* [Set problem] Give the listing again in full, exactly as written.

* [Dataset excerpt]
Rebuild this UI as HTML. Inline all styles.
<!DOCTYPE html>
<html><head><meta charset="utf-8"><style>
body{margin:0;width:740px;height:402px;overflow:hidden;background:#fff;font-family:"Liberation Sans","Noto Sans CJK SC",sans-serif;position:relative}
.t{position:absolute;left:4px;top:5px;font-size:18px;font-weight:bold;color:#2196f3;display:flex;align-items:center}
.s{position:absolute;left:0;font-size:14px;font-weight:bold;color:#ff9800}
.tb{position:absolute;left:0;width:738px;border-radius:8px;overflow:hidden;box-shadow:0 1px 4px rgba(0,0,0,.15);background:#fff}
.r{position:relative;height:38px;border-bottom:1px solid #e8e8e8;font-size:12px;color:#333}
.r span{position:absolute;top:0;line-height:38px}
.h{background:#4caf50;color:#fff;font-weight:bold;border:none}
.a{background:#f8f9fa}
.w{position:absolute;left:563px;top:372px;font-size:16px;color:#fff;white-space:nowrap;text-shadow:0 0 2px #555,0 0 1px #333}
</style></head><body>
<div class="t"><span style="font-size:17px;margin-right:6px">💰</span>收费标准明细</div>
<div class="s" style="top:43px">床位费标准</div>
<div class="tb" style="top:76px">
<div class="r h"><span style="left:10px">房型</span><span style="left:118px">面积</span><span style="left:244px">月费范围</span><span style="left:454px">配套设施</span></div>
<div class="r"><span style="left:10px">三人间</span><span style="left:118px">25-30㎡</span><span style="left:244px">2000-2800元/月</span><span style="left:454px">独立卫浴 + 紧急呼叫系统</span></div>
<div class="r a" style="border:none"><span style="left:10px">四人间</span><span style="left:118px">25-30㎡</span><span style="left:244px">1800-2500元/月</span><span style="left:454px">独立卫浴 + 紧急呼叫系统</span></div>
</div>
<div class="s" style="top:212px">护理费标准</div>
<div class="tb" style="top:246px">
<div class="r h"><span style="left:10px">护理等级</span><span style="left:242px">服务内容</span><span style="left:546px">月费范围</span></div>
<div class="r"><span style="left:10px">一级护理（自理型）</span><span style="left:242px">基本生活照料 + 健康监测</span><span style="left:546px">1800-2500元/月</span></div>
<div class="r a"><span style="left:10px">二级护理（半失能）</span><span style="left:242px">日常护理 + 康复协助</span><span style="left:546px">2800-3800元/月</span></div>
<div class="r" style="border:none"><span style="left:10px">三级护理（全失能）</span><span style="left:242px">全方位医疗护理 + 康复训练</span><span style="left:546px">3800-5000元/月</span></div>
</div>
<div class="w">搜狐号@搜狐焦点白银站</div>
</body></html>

* [Solution]
Rebuild this UI as HTML. Inline all styles.
<!DOCTYPE html>
<html><head><meta charset="utf-8"><style>
body{margin:0;width:740px;height:402px;overflow:hidden;background:#fff;font-family:"Liberation Sans","Noto Sans CJK SC",sans-serif;position:relative}
.t{position:absolute;left:4px;top:5px;font-size:18px;font-weight:bold;color:#2196f3;display:flex;align-items:center}
.s{position:absolute;left:0;font-size:14px;font-weight:bold;color:#ff9800}
.tb{position:absolute;left:0;width:738px;border-radius:8px;overflow:hidden;box-shadow:0 1px 4px rgba(0,0,0,.15);background:#fff}
.r{position:relative;height:38px;border-bottom:1px solid #e8e8e8;font-size:12px;color:#333}
.r span{position:absolute;top:0;line-height:38px}
.h{background:#4caf50;color:#fff;font-weight:bold;border:none}
.a{background:#f8f9fa}
.w{position:absolute;left:563px;top:372px;font-size:16px;color:#fff;white-space:nowrap;text-shadow:0 0 2px #555,0 0 1px #333}
</style></head><body>
<div class="t"><span style="font-size:17px;margin-right:6px">💰</span>收费标准明细</div>
<div class="s" style="top:43px">床位费标准</div>
<div class="tb" style="top:76px">
<div class="r h"><span style="left:10px">房型</span><span style="left:118px">面积</span><span style="left:244px">月费范围</span><span style="left:454px">配套设施</span></div>
<div class="r"><span style="left:10px">三人间</span><span style="left:118px">25-30㎡</span><span style="left:244px">2000-2800元/月</span><span style="left:454px">独立卫浴 + 紧急呼叫系统</span></div>
<div class="r a" style="border:none"><span style="left:10px">四人间</span><span style="left:118px">25-30㎡</span><span style="left:244px">1800-2500元/月</span><span style="left:454px">独立卫浴 + 紧急呼叫系统</span></div>
</div>
<div class="s" style="top:212px">护理费标准</div>
<div class="tb" style="top:246px">
<div class="r h"><span style="left:10px">护理等级</span><span style="left:242px">服务内容</span><span style="left:546px">月费范围</span></div>
<div class="r"><span style="left:10px">一级护理（自理型）</span><span style="left:242px">基本生活照料 + 健康监测</span><span style="left:546px">1800-2500元/月</span></div>
<div class="r a"><span style="left:10px">二级护理（半失能）</span><span style="left:242px">日常护理 + 康复协助</span><span style="left:546px">2800-3800元/月</span></div>
<div class="r" style="border:none"><span style="left:10px">三级护理（全失能）</span><span style="left:242px">全方位医疗护理 + 康复训练</span><span style="left:546px">3800-5000元/月</span></div>
</div>
<div class="w">搜狐号@搜狐焦点白银站</div>
</body></html>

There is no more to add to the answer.